Like John Gardner, the mall is somewhat of a second home for the Acostas. They’re from Albuquerque and say rent prices at one of those malls might be much higher, perhaps $2,500, but that more people would stop at the phone-repair booth, which also sells cellular accessories. Their current monthly rent for the space ranges from $1,000 to $1,700, they say. Many of their customers are from out of town.
“[The kiosk] does bring in a lot [from the] outside, you know, from the cities around us,” says Noemi Acosta, “which is good. But I’ve noticed that a lot of local people don’t come from Santa Fe. I think because they already know what they’re going to find here. And they just go to the store…if they come and they actually come and walk, but for most people, they just go straight for what they want and leave.”
They also say they try to convince potential customers to shop at the mall to support local businesses and the tax base instead of online.
Maas says he came to the mall so his child could try out furniture items he was thinking about buying. He notes plenty of people seem to be shopping online.
“It just feels like, you know, this used to be a central community hub,” says Maas, a lifelong Santa Fe resident. “And I guess because the way the culture has moved, more services are online and that kind of thing. It’s a little sad to me to see it empty all the time. You see stores usually cycling out every six months or so. How do you overcome that? I don’t know. I think that just malls in general are just falling out. They’ve got to change their format entirely if they want to make it interesting. And I don’t know what it is.”
Gardner, the owner of the Heart of the Lotus Gift Bazaar, says he doesn’t have the answer of how to draw more people to Santa Fe Place.

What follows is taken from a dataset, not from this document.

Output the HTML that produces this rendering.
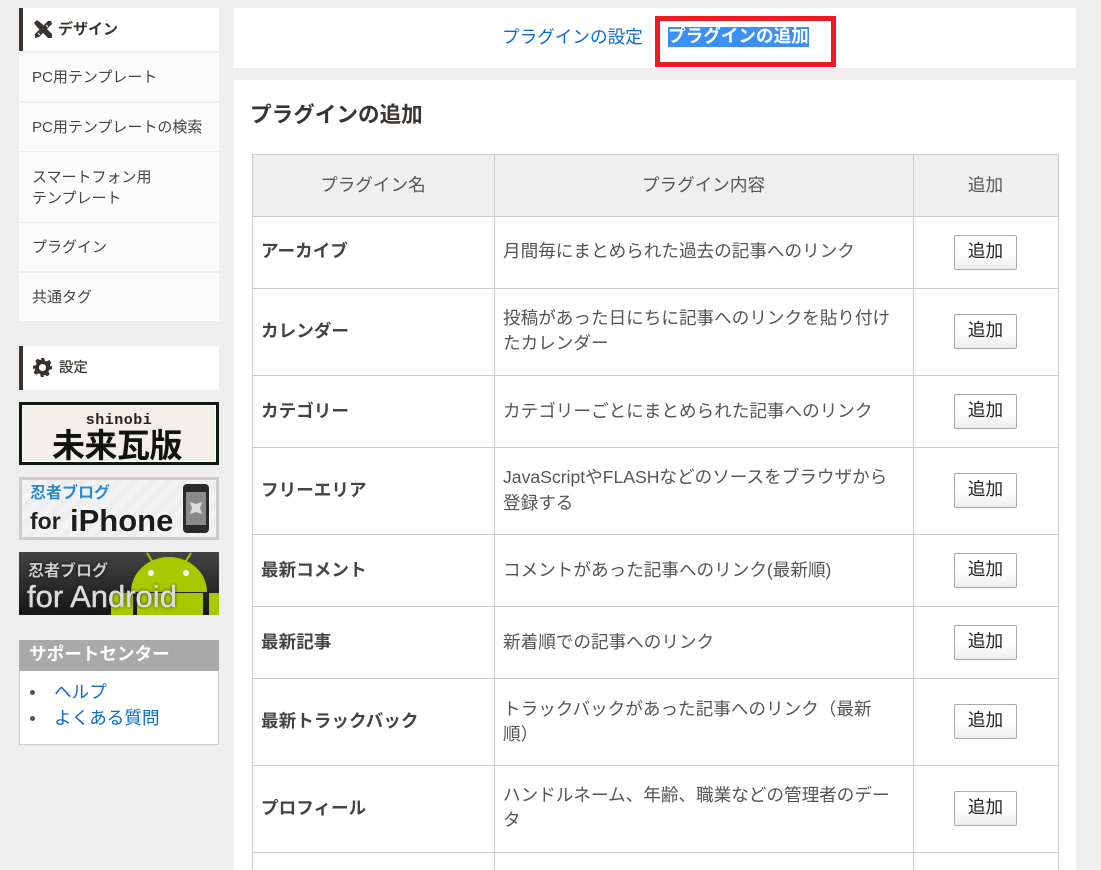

He’s been a machinist nearly all his life, and he’s got his eye on the day when he can retire—perhaps his daughters can take over the store.
“We’re in limbo,” he says. “We don’t know. But I want to see it get bigger and I want to see more people. I want to take more days off. I’d love to see that. I’m sure everybody else does too. I mean the corporates, pttsh. Talk to them. It’s just a write off. But us small guys, you know, there ain’t a whole bunch of us.”